To handle the first difference, for a fixed $k$, we define $g(x)=f(x,y_0+k)$. Since $\frac{\partial f}{\partial x}$ exist and is continuous in a neighborhood of $(x_0,y_0)$, $g$ is differentiable and hence continuous in a neighborhood of the point. Moreover, the derivative $g'$ is $\frac{\partial f}{\partial x}$. By applying the mean value theorem to g in the interval with end points $x_0,x_0+h$, we obtain a point $c_h$ between $x_0$ and $x_0+h$ such that $g(x_0+h)-g(x_0)=g'(c_h)h$. That is, $f(x_0+h,y_0+k)-f(x_0,y_0+k)=h\frac{\partial f}{\partial x}(c_h,y_0+k)$. Now as both $h$ and $k$ approaches 0, $c_h\to x_0$ and $y_0+k\to y_0$. We claim that the difference (say) $\epsilon_1=\frac{\partial f}{\partial x}(c_h,y_0+k)-\frac{\partial f}{\partial x}(x_0,y_0)$ approaches 0 as $(h,k)\to(0,0)$. To prove that $\epsilon_1\to0$ as $(h,k)\to(0,0)$ it suffices to show that $c_h\to x_0$ as $(h,k)\to(0,0)$ as $\frac{\partial f}{\partial x}$ is continuous at $(x_0,y_0)$ . Since $c_h\in(x_0,x_0+h)$ or $c_h\in(x_0+h,x_0)$, for any neighborhood $U$ of $y_0$, there exist a neighborhood $V$ of $(0,0)$ such that whenever $(h,k)\in U$, $c_h\in U$.

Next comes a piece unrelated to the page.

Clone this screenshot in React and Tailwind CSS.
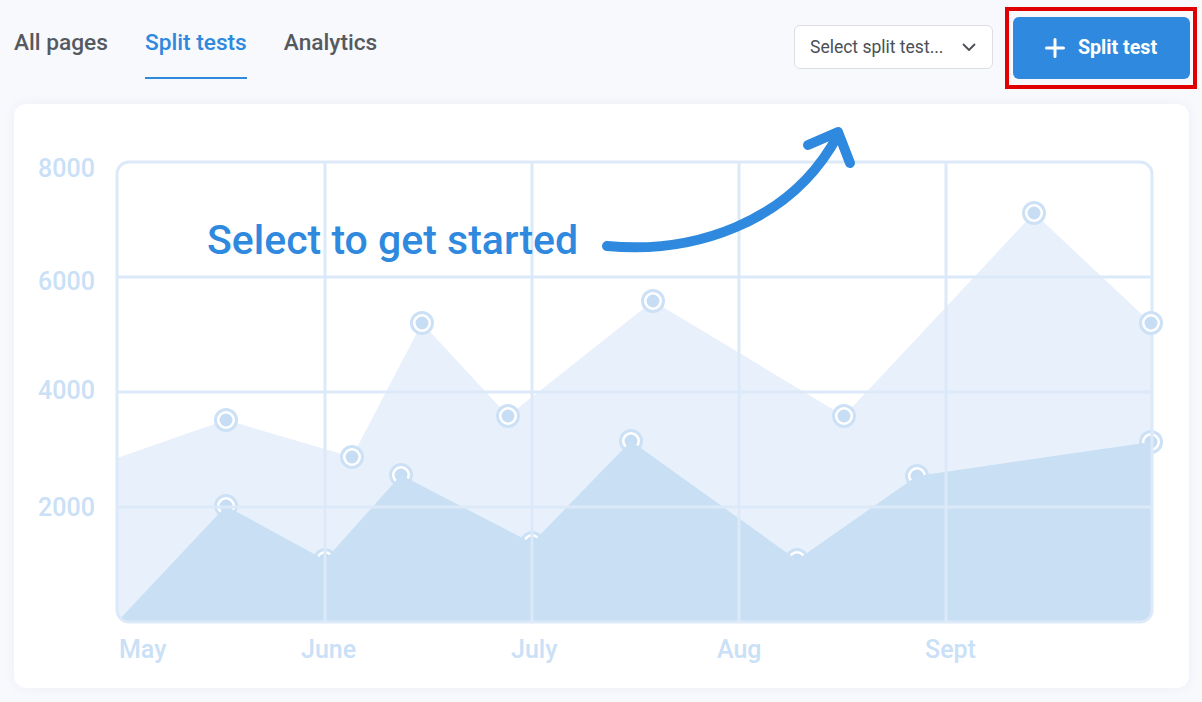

(I was not quite convinced that the double limit even exist. I asked it as a question and @Theoretical Economist gave this answer. It is his explanation that you find above).

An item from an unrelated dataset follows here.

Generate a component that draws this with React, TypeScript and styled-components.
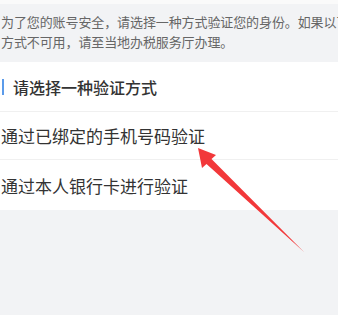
import React from 'react';
import styled, { createGlobalStyle } from 'styled-components';

const GlobalStyle = createGlobalStyle`
    html, body {
        margin: 0;
        padding: 0;
        background: #f2f3f5;
    }
    body {
        font-family: "Noto Sans CJK SC", "Noto Sans", sans-serif;
    }
`;

const Page = styled.div`
    position: relative;
    width: 338px;
    height: 315px;
    overflow: hidden;
    background: #f2f3f5;
    border-top: 4px solid #fafafa;
    box-sizing: border-box;
`;

const Notice = styled.div`
    padding: 8px 0 10px 1px;
    font-size: 13px;
    line-height: 20px;
    color: #666;
    white-space: nowrap;
    letter-spacing: -0.1px;
`;

const Panel = styled.div`
    background: #fff;
`;

const PanelHeader = styled.div`
    display: flex;
    align-items: center;
    gap: 9px;
    height: 50px;
    padding-left: 2px;
    border-bottom: 1px solid #f0f0f0;
    box-sizing: border-box;
    font-size: 16px;
    font-weight: 500;
    color: #333;
`;

const Bar = styled.span`
    width: 2px;
    height: 16px;
    background: #5b9bea;
`;

const Option = styled.div<{ $last?: boolean }>`
    display: flex;
    align-items: center;
    height: ${p => (p.$last ? '50px' : '48px')};
    padding-left: 1px;
    border-bottom: ${p => (p.$last ? 'none' : '1px solid #f0f0f0')};
    box-sizing: border-box;
    font-size: 17px;
    color: #333;
`;

const Overlay = styled.svg`
    position: absolute;
    left: 0;
    top: -4px;
    pointer-events: none;
`;

const Arrow: React.FC = () => (
    <Overlay width="338" height="315" viewBox="0 0 338 315">
        <polygon
            points="198,148 216,155 211.5,159 304,252 206.5,164 202,168"
            fill="#f2383a"
        />
    </Overlay>
);

const App: React.FC = () => {
    return (
        <>
            <GlobalStyle />
            <Page>
                <Notice>
                    为了您的账号安全，请选择一种方式验证您的身份。如果以下
                    <br />
                    方式不可用，请至当地办税服务厅办理。
                </Notice>
                <Panel>
                    <PanelHeader>
                        <Bar />
                        请选择一种验证方式
                    </PanelHeader>
                    <Option>通过已绑定的手机号码验证</Option>
                    <Option $last>通过本人银行卡进行验证</Option>
                </Panel>
                <Arrow />
            </Page>
        </>
    );
};

export default App;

Thus $f(x_0+h,y_0+k)-f(x_0,y_0+k)=h\frac{\partial f}{\partial x}(x_0,y_0)+h\epsilon_1$ where $\epsilon_1\to0$ as $(h,k)\to(0,0)$.

Thus we get $f(x_0+h,y_0+k)-f(x_0,y_0)=hf_x(x_0,y_0)+kf_y(x_0,y_0)+h\epsilon_1+k\epsilon_2$ where $\epsilon_1\to0$ and $\epsilon_2\to0$ as $(h,k)\to(0,0)$ in a suitable neighborhood of $(x_0,y_0)$.